The following fields are being filled:

  • window <- the window handle.
  • send_event <- 0, as we baldly lie about it not being a synthesized event.
  • time <- current time since system boot in milliseconds.
  • hardware_keycode <- The actual hardware key code for the letter it represents. This may be different according to different keyboard layouts and is only filled for the sake of completeness. See XKeysimToKeycode.
  • keyval <- the value of the character to be emulated. If it's a regular character it's translated via gdk_unicode_to_keyval. If it's a modifier or non-alphanumeric key it gets the GDK symbol (like GDK_Shift_L, for example).
  • is_modifier <- gets 1 if it's a modifier key, 0 otherwise. Makes sense?
  • state <- OR-ed mask representing all of the "pressed" modifier keys.

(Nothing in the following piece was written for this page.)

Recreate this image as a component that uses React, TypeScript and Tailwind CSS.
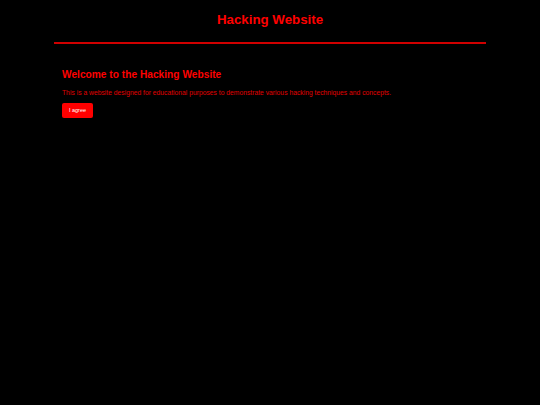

Event generation algorithm

  • Generally, characters are sent as-is. This means two events are being generated for each character: Key Press, Key Release.
  • Modifier keys may also be sent (Such as sendKeys(Keys.CTRL, "a")). In this case, only one key event will be generated - either Key Press or Key Release, depending on the previous state of the modifier.
  • If the character can only be generated by using the shift key (such as uppercase characters or some punctuation marks), A shift key press is emulated (Shift key press before the character and key release afterwards).
  • If the Shift modifier was set when we receive an uppercase character key, that will not apply. The end result will still be an uppercase letter.
  • If the Null key was sent, it clears the modifiers and generates no events.
  • At the end of a sendKeys call, all of the modifiers that were pressed will be released - the appropriate release events will be generated.

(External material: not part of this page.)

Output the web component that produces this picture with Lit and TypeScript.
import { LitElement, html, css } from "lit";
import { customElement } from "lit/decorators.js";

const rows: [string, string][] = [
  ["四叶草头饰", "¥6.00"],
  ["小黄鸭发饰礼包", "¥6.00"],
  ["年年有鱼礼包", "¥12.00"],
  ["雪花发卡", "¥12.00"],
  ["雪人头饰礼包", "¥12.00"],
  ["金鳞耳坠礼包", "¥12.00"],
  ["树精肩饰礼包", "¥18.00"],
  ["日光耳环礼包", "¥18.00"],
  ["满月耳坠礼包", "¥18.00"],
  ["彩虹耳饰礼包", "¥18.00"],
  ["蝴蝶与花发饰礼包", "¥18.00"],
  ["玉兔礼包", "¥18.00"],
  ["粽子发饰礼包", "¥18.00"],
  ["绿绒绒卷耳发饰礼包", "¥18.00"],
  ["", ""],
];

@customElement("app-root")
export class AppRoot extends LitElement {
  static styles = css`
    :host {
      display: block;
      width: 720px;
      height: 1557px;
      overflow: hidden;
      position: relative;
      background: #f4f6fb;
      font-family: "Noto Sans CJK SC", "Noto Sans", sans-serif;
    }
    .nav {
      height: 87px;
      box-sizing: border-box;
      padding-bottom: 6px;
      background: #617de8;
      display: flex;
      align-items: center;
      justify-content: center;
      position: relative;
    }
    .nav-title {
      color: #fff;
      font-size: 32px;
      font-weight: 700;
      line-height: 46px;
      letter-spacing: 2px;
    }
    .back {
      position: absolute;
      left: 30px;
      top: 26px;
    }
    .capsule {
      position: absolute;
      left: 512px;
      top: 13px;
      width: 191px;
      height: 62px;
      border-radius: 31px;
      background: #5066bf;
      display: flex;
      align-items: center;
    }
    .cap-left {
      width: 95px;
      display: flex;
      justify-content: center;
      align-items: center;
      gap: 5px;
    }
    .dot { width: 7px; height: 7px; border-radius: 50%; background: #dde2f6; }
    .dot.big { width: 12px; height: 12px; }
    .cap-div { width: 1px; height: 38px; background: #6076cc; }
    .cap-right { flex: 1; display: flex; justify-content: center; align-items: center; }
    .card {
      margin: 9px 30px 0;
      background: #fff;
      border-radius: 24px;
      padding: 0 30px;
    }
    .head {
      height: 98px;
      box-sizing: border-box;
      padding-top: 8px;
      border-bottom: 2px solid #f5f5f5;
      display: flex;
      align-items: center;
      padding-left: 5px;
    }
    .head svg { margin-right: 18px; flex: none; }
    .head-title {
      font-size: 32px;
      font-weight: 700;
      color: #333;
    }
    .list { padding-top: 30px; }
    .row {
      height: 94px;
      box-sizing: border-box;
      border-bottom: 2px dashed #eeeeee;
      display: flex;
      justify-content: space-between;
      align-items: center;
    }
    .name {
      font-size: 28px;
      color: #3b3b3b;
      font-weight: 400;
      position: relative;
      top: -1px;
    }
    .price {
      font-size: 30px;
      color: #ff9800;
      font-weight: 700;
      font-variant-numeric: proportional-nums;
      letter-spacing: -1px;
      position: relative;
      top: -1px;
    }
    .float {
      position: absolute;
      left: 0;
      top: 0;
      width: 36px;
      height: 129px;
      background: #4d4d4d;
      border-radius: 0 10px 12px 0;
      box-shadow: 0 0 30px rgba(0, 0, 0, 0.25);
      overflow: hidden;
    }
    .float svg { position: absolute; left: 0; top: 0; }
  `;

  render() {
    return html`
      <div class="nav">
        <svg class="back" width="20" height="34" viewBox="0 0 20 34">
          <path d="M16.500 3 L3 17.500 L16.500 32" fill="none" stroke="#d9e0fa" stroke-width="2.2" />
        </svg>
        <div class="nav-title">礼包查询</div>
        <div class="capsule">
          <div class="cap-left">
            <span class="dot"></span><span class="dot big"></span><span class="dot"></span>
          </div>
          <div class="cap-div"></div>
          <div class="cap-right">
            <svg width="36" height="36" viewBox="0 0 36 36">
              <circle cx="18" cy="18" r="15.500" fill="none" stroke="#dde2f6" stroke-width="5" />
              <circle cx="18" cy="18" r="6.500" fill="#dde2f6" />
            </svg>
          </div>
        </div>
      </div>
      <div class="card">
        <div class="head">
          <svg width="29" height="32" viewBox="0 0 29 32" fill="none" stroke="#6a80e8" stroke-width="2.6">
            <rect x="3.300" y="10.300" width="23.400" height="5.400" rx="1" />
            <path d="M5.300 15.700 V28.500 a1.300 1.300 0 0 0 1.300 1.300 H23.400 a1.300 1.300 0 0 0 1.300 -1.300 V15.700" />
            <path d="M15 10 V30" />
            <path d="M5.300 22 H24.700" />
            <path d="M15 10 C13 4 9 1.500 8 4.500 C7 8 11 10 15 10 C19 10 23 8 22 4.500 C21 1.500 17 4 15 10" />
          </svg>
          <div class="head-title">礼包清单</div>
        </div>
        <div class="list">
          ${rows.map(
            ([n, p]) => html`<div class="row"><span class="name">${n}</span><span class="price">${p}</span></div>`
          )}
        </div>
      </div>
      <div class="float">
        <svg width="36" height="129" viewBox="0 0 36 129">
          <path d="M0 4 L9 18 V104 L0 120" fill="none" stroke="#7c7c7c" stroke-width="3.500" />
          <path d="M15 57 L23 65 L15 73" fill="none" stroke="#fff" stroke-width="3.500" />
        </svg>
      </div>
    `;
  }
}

Detailed implementation details

Files

The following files are relevant to the implementation:

  • common/src/cpp/webdriver-interactions/interactions_linux.cpp - All of the native events creation code.
  • firefox/src/cpp/linux-specific/x_ignore_nofocus.c - The code that hacks XNextEvent never to return focus out events. This code is used to generate a shared object that "injects" a hacked version of XNextEvent into Firefox (using LD_PRELOAD).
  • firefox/src/cpp/webdriver-firefox/native_events.cpp - Entry point for the native method calls. While this has no platform-specific code in theory, it has some, in practice.

Translation between Keys.java and GDK key symbols

This is done using a function called translate_code_to_gdk_symbol which is auto-generated using some python code. At the moment, it's not in the repository. What it does is produce the appropriate GDK key symbol for a given key code from Keys.java.

XModifierKey

A class representing a modifier key and holds the GDK key symbol for this key, the mask representing this modifier (the thing that should be OR-ed to the state field of the GdkEvent) and the actual state of the modifier.

KeypressEventsHandler

The class that actually is responsible for generating the Gdk Events. The most important method is:

list<GdkEvent*> CreateEventsForKey(wchar_t key_to_emulate);

Which returns a list of event (which, in turn, will be submitted and freed) per key to emulate.

The other two public methods:

list<GdkEvent*> CreateModifierReleaseEvents();

Which is called before the sendKeys method returns - to generate events that indicate releasing all of the modifier keys that were set.

And:

guint32 get_last_event_time();

Which returns the time-stamp associated with the last event that was created. This is needed for another native call, pending_keyboard_events() which will be called from the javascript code after sendKeys has returned, to make sure all of the events were handled and removed from the queue. That is the only way to make sure that the javascript code that does the sendKeys call will not return too soon (before all key press / release events have arrived to the window). See utils.js for more details.

Some troubleshooting tips

The first step when suspecting native events do not work is to verify the libraries needed are loaded (both for focus stealing and for the library itself). The following command should be executed when there's a Firefox instance that was started by WebDriver:

[user@host:~,1]$ for i in `pidof firefox`; do cat /proc/${i}//maps |grep "libwebd\|ignore"; done
7f53791f3000-7f537920d000 r-xp 00000000 08:01 2551370                    /tmp/webdriver8142511255007268151profile/extensions/fxdriver@googlecode.com/platform/Linux_x86_64-gcc3/components/libwebdriver-firefox.so
7f537920d000-7f537940c000 ---p 0001a000 08:01 2551370                    /tmp/webdriver8142511255007268151profile/extensions/fxdriver@googlecode.com/platform/Linux_x86_64-gcc3/components/libwebdriver-firefox.so
7f537940c000-7f537940e000 rw-p 00019000 08:01 2551370                    /tmp/webdriver8142511255007268151profile/extensions/fxdriver@googlecode.com/platform/Linux_x86_64-gcc3/components/libwebdriver-firefox.so
7f538c00b000-7f538c012000 r-xp 00000000 08:01 2551405                    /tmp/webdriver8142511255007268151profile/amd64/x_ignore_nofocus.so
7f538c012000-7f538c212000 ---p 00007000 08:01 2551405                    /tmp/webdriver8142511255007268151profile/amd64/x_ignore_nofocus.so
7f538c212000-7f538c213000 rw-p 00007000 08:01 2551405                    /tmp/webdriver8142511255007268151profile/amd64/x_ignore_nofocus.so

Note that both x_ignore_nofocus and libwebdriver-firefox should appear on the output. If one (or both) are missing, then native events will not function correctly (or at all).